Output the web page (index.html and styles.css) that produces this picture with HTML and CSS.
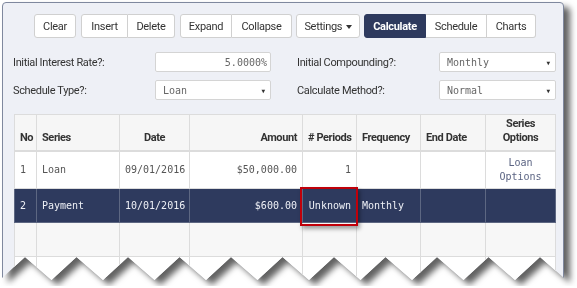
FILE: index.html
```html
<!DOCTYPE html>
<html>
<head>
<meta charset="utf-8">
<link rel="stylesheet" href="styles.css">
</head>
<body>
<div class="shot">
  <div class="panel">
    <div class="toolbar">
      <div class="group"><button class="btn w-clear">Clear</button></div>
      <div class="group"><button class="btn w-insert">Insert</button><button class="btn w-delete">Delete</button></div>
      <div class="group"><button class="btn w-expand">Expand</button><button class="btn w-collapse">Collapse</button></div>
      <div class="group"><button class="btn w-settings">Settings <span class="caret"></span></button></div>
      <div class="group"><button class="btn btn-primary w-calc">Calculate</button><button class="btn w-sched">Schedule</button><button class="btn w-charts">Charts</button></div>
    </div>

    <div class="form">
      <div class="field">
        <label class="label">Initial Interest Rate?:</label>
        <div class="input right">5.0000%</div>
      </div>
      <div class="field">
        <label class="label">Initial Compounding?:</label>
        <div class="input select wide">Monthly<span class="arrow">&#9660;</span></div>
      </div>
      <div class="field">
        <label class="label">Schedule Type?:</label>
        <div class="input select">Loan<span class="arrow">&#9660;</span></div>
      </div>
      <div class="field">
        <label class="label">Calculate Method?:</label>
        <div class="input select wide">Normal<span class="arrow">&#9660;</span></div>
      </div>
    </div>

    <table class="grid">
      <colgroup>
        <col class="c-no"><col class="c-series"><col class="c-date"><col class="c-amt">
        <col class="c-per"><col class="c-freq"><col class="c-end"><col class="c-opt">
      </colgroup>
      <thead>
        <tr>
          <th class="l">No</th>
          <th class="l">Series</th>
          <th class="c">Date</th>
          <th class="r">Amount</th>
          <th class="r"># Periods</th>
          <th class="l">Frequency</th>
          <th class="l">End Date</th>
          <th class="c">Series<br>Options</th>
        </tr>
      </thead>
      <tbody>
        <tr class="row-a row-first">
          <td class="l">1</td>
          <td class="l">Loan</td>
          <td class="c">09/01/2016</td>
          <td class="r">$50,000.00</td>
          <td class="r">1</td>
          <td></td>
          <td></td>
          <td class="c link">Loan<br>Options</td>
        </tr>
        <tr class="row-sel">
          <td class="l">2</td>
          <td class="l">Payment</td>
          <td class="c">10/01/2016</td>
          <td class="r">$600.00</td>
          <td class="r mark-cell">Unknown<span class="mark"></span></td>
          <td class="l">Monthly</td>
          <td></td>
          <td></td>
        </tr>
        <tr class="row-b"><td></td><td></td><td></td><td></td><td></td><td></td><td></td><td></td></tr>
        <tr class="row-a"><td></td><td></td><td></td><td></td><td></td><td></td><td></td><td></td></tr>
      </tbody>
    </table>
  </div>
</div>
</body>
</html>
```

FILE: styles.css
```css
html, body {
  margin: 0;
  padding: 0;
  background: #ffffff;
  overflow: hidden;
}

.shot {
  padding: 2px 0 0 2px;
  width: 562px;
  filter: drop-shadow(6px 5px 3px rgba(0, 0, 0, 0.62));
}

.panel {
  box-sizing: border-box;
  width: 562px;
  height: 284px;
  overflow: hidden;
  background: #eef0f6;
  border: 1px solid #7f889e;
  border-radius: 4px 4px 0 0;
  padding: 11px 7px 0 11px;
  font-family: Roboto, "Liberation Sans", sans-serif;
  font-size: 11px;
  color: #333;
  clip-path: polygon(0 0, 562px 0, 562px 276px, 538px 255px, 513px 278px, 486.5px 255px, 461.5px 278px, 435px 255px, 410px 278px, 383.5px 255px, 358.5px 278px, 332px 255px, 307px 278px, 280.5px 255px, 255.5px 278px, 229px 255px, 204px 278px, 177.5px 255px, 152.5px 278px, 126px 255px, 101px 278px, 74.5px 255px, 49.5px 278px, 23px 255px, 0 276px);
}

/* toolbar */
.toolbar {
  display: flex;
  gap: 5px;
  padding-left: 20px;
}
.toolbar .group:nth-child(4),
.toolbar .group:nth-child(5) {
  margin-left: -1px;
}
.group {
  display: flex;
}
.btn {
  box-sizing: border-box;
  height: 24px;
  padding: 0;
  margin: 0;
  background: #fff;
  border: 1px solid #d0d0d0;
  font-family: Roboto, "Liberation Sans", sans-serif;
  font-size: 11px;
  letter-spacing: -0.3px;
  color: #333;
  text-align: center;
}
.group .btn + .btn { border-left: none; }
.group .btn:first-child { border-radius: 3px 0 0 3px; }
.group .btn:last-child { border-radius: 0 3px 3px 0; }
.group .btn:only-child { border-radius: 3px; }

.w-clear { width: 42px; }
.w-insert { width: 47px; }
.w-delete { width: 47px; }
.w-expand { width: 52px; }
.w-collapse { width: 60px; }
.w-settings { width: 64px; }
.w-calc { width: 62px; }
.w-sched { width: 61px; }
.w-charts { width: 49px; }

.btn-primary {
  background: #2e3a5e;
  border-color: #2e3a5e;
  color: #fff;
  font-weight: bold;
}
.caret {
  display: inline-block;
  width: 0;
  height: 0;
  border-left: 3.5px solid transparent;
  border-right: 3.5px solid transparent;
  border-top: 4px solid #333;
  vertical-align: middle;
  margin-left: 1px;
}

/* form */
.form {
  display: grid;
  grid-template-columns: 258px 259px;
  column-gap: 26px;
  row-gap: 8px;
  margin-top: 14px;
  margin-left: -1px;
}
.field {
  display: flex;
  align-items: center;
  height: 20px;
}
.label {
  width: 142px;
  flex: none;
  letter-spacing: -0.35px;
  color: #333;
}
.input {
  box-sizing: border-box;
  position: relative;
  width: 116px;
  height: 20px;
  line-height: 19px;
  background: #fff;
  border: 1px solid #d4d4d4;
  border-radius: 2px;
  font-family: "DejaVu Sans Mono", "Liberation Mono", monospace;
  font-size: 10px;
  color: #666;
  padding: 0 7px;
}
.input.wide { width: 117px; }
.input.right { text-align: right; padding-right: 3px; }
.arrow {
  position: absolute;
  right: 5px;
  top: 0;
  font-size: 6px;
  color: #333;
}

/* table */
.grid {
  margin-top: 14px;
  border-collapse: collapse;
  table-layout: fixed;
  width: 541px;
  font-family: "DejaVu Sans Mono", "Liberation Mono", monospace;
  font-size: 10px;
}
.c-no { width: 22px; }
.c-series { width: 83px; }
.c-date { width: 70px; }
.c-amt { width: 113px; }
.c-per { width: 54px; }
.c-freq { width: 64px; }
.c-end { width: 65px; }
.c-opt { width: 70px; }

.grid th, .grid td {
  border: 1px solid #dcdcdc;
  padding: 0 5px;
  overflow: visible;
  white-space: nowrap;
}
.grid th {
  height: 30px;
  background: #f6f6f6;
  border-bottom: 2px solid #dcdcdc;
  font-family: Roboto, "Liberation Sans", sans-serif;
  font-weight: bold;
  font-size: 11px;
  letter-spacing: -0.4px;
  color: #333;
  vertical-align: bottom;
  padding-bottom: 5px;
  line-height: 14px;
}
.grid td {
  height: 33px;
  color: #555;
  line-height: 14px;
}
.grid tr.row-a td { background: #fff; }
.grid tr.row-first td { height: 36px; }
.grid tr.row-b td { background: #f7f7f7; }
.grid tr.row-sel td {
  background: #2e3a5e;
  color: #eef0f6;
  border-color: #5d6782;
}
.l { text-align: left; }
.c { text-align: center; }
.r { text-align: right; }
.grid td.link { color: #5a6382; }

.mark-cell { position: relative; }
.mark {
  position: absolute;
  left: -3px;
  right: -2px;
  top: -2px;
  bottom: -4px;
  border: 2px solid #c0000a;
  box-shadow: 2px 3px 4px rgba(0, 0, 0, 0.35);
  pointer-events: none;
}
```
——————————
Instructions to follow
Write out each line again precisely as it appears, skipping every picture.

Solution for this problem
Output the web page (index.html and styles.css) that produces this picture with HTML and CSS.
FILE: index.html
```html
<!DOCTYPE html>
<html>
<head>
<meta charset="utf-8">
<link rel="stylesheet" href="styles.css">
</head>
<body>
<div class="shot">
  <div class="panel">
    <div class="toolbar">
      <div class="group"><button class="btn w-clear">Clear</button></div>
      <div class="group"><button class="btn w-insert">Insert</button><button class="btn w-delete">Delete</button></div>
      <div class="group"><button class="btn w-expand">Expand</button><button class="btn w-collapse">Collapse</button></div>
      <div class="group"><button class="btn w-settings">Settings <span class="caret"></span></button></div>
      <div class="group"><button class="btn btn-primary w-calc">Calculate</button><button class="btn w-sched">Schedule</button><button class="btn w-charts">Charts</button></div>
    </div>

    <div class="form">
      <div class="field">
        <label class="label">Initial Interest Rate?:</label>
        <div class="input right">5.0000%</div>
      </div>
      <div class="field">
        <label class="label">Initial Compounding?:</label>
        <div class="input select wide">Monthly<span class="arrow">&#9660;</span></div>
      </div>
      <div class="field">
        <label class="label">Schedule Type?:</label>
        <div class="input select">Loan<span class="arrow">&#9660;</span></div>
      </div>
      <div class="field">
        <label class="label">Calculate Method?:</label>
        <div class="input select wide">Normal<span class="arrow">&#9660;</span></div>
      </div>
    </div>

    <table class="grid">
      <colgroup>
        <col class="c-no"><col class="c-series"><col class="c-date"><col class="c-amt">
        <col class="c-per"><col class="c-freq"><col class="c-end"><col class="c-opt">
      </colgroup>
      <thead>
        <tr>
          <th class="l">No</th>
          <th class="l">Series</th>
          <th class="c">Date</th>
          <th class="r">Amount</th>
          <th class="r"># Periods</th>
          <th class="l">Frequency</th>
          <th class="l">End Date</th>
          <th class="c">Series<br>Options</th>
        </tr>
      </thead>
      <tbody>
        <tr class="row-a row-first">
          <td class="l">1</td>
          <td class="l">Loan</td>
          <td class="c">09/01/2016</td>
          <td class="r">$50,000.00</td>
          <td class="r">1</td>
          <td></td>
          <td></td>
          <td class="c link">Loan<br>Options</td>
        </tr>
        <tr class="row-sel">
          <td class="l">2</td>
          <td class="l">Payment</td>
          <td class="c">10/01/2016</td>
          <td class="r">$600.00</td>
          <td class="r mark-cell">Unknown<span class="mark"></span></td>
          <td class="l">Monthly</td>
          <td></td>
          <td></td>
        </tr>
        <tr class="row-b"><td></td><td></td><td></td><td></td><td></td><td></td><td></td><td></td></tr>
        <tr class="row-a"><td></td><td></td><td></td><td></td><td></td><td></td><td></td><td></td></tr>
      </tbody>
    </table>
  </div>
</div>
</body>
</html>
```

FILE: styles.css
```css
html, body {
  margin: 0;
  padding: 0;
  background: #ffffff;
  overflow: hidden;
}

.shot {
  padding: 2px 0 0 2px;
  width: 562px;
  filter: drop-shadow(6px 5px 3px rgba(0, 0, 0, 0.62));
}

.panel {
  box-sizing: border-box;
  width: 562px;
  height: 284px;
  overflow: hidden;
  background: #eef0f6;
  border: 1px solid #7f889e;
  border-radius: 4px 4px 0 0;
  padding: 11px 7px 0 11px;
  font-family: Roboto, "Liberation Sans", sans-serif;
  font-size: 11px;
  color: #333;
  clip-path: polygon(0 0, 562px 0, 562px 276px, 538px 255px, 513px 278px, 486.5px 255px, 461.5px 278px, 435px 255px, 410px 278px, 383.5px 255px, 358.5px 278px, 332px 255px, 307px 278px, 280.5px 255px, 255.5px 278px, 229px 255px, 204px 278px, 177.5px 255px, 152.5px 278px, 126px 255px, 101px 278px, 74.5px 255px, 49.5px 278px, 23px 255px, 0 276px);
}

/* toolbar */
.toolbar {
  display: flex;
  gap: 5px;
  padding-left: 20px;
}
.toolbar .group:nth-child(4),
.toolbar .group:nth-child(5) {
  margin-left: -1px;
}
.group {
  display: flex;
}
.btn {
  box-sizing: border-box;
  height: 24px;
  padding: 0;
  margin: 0;
  background: #fff;
  border: 1px solid #d0d0d0;
  font-family: Roboto, "Liberation Sans", sans-serif;
  font-size: 11px;
  letter-spacing: -0.3px;
  color: #333;
  text-align: center;
}
.group .btn + .btn { border-left: none; }
.group .btn:first-child { border-radius: 3px 0 0 3px; }
.group .btn:last-child { border-radius: 0 3px 3px 0; }
.group .btn:only-child { border-radius: 3px; }

.w-clear { width: 42px; }
.w-insert { width: 47px; }
.w-delete { width: 47px; }
.w-expand { width: 52px; }
.w-collapse { width: 60px; }
.w-settings { width: 64px; }
.w-calc { width: 62px; }
.w-sched { width: 61px; }
.w-charts { width: 49px; }

.btn-primary {
  background: #2e3a5e;
  border-color: #2e3a5e;
  color: #fff;
  font-weight: bold;
}
.caret {
  display: inline-block;
  width: 0;
  height: 0;
  border-left: 3.5px solid transparent;
  border-right: 3.5px solid transparent;
  border-top: 4px solid #333;
  vertical-align: middle;
  margin-left: 1px;
}

/* form */
.form {
  display: grid;
  grid-template-columns: 258px 259px;
  column-gap: 26px;
  row-gap: 8px;
  margin-top: 14px;
  margin-left: -1px;
}
.field {
  display: flex;
  align-items: center;
  height: 20px;
}
.label {
  width: 142px;
  flex: none;
  letter-spacing: -0.35px;
  color: #333;
}
.input {
  box-sizing: border-box;
  position: relative;
  width: 116px;
  height: 20px;
  line-height: 19px;
  background: #fff;
  border: 1px solid #d4d4d4;
  border-radius: 2px;
  font-family: "DejaVu Sans Mono", "Liberation Mono", monospace;
  font-size: 10px;
  color: #666;
  padding: 0 7px;
}
.input.wide { width: 117px; }
.input.right { text-align: right; padding-right: 3px; }
.arrow {
  position: absolute;
  right: 5px;
  top: 0;
  font-size: 6px;
  color: #333;
}

/* table */
.grid {
  margin-top: 14px;
  border-collapse: collapse;
  table-layout: fixed;
  width: 541px;
  font-family: "DejaVu Sans Mono", "Liberation Mono", monospace;
  font-size: 10px;
}
.c-no { width: 22px; }
.c-series { width: 83px; }
.c-date { width: 70px; }
.c-amt { width: 113px; }
.c-per { width: 54px; }
.c-freq { width: 64px; }
.c-end { width: 65px; }
.c-opt { width: 70px; }

.grid th, .grid td {
  border: 1px solid #dcdcdc;
  padding: 0 5px;
  overflow: visible;
  white-space: nowrap;
}
.grid th {
  height: 30px;
  background: #f6f6f6;
  border-bottom: 2px solid #dcdcdc;
  font-family: Roboto, "Liberation Sans", sans-serif;
  font-weight: bold;
  font-size: 11px;
  letter-spacing: -0.4px;
  color: #333;
  vertical-align: bottom;
  padding-bottom: 5px;
  line-height: 14px;
}
.grid td {
  height: 33px;
  color: #555;
  line-height: 14px;
}
.grid tr.row-a td { background: #fff; }
.grid tr.row-first td { height: 36px; }
.grid tr.row-b td { background: #f7f7f7; }
.grid tr.row-sel td {
  background: #2e3a5e;
  color: #eef0f6;
  border-color: #5d6782;
}
.l { text-align: left; }
.c { text-align: center; }
.r { text-align: right; }
.grid td.link { color: #5a6382; }

.mark-cell { position: relative; }
.mark {
  position: absolute;
  left: -3px;
  right: -2px;
  top: -2px;
  bottom: -4px;
  border: 2px solid #c0000a;
  box-shadow: 2px 3px 4px rgba(0, 0, 0, 0.35);
  pointer-events: none;
}
```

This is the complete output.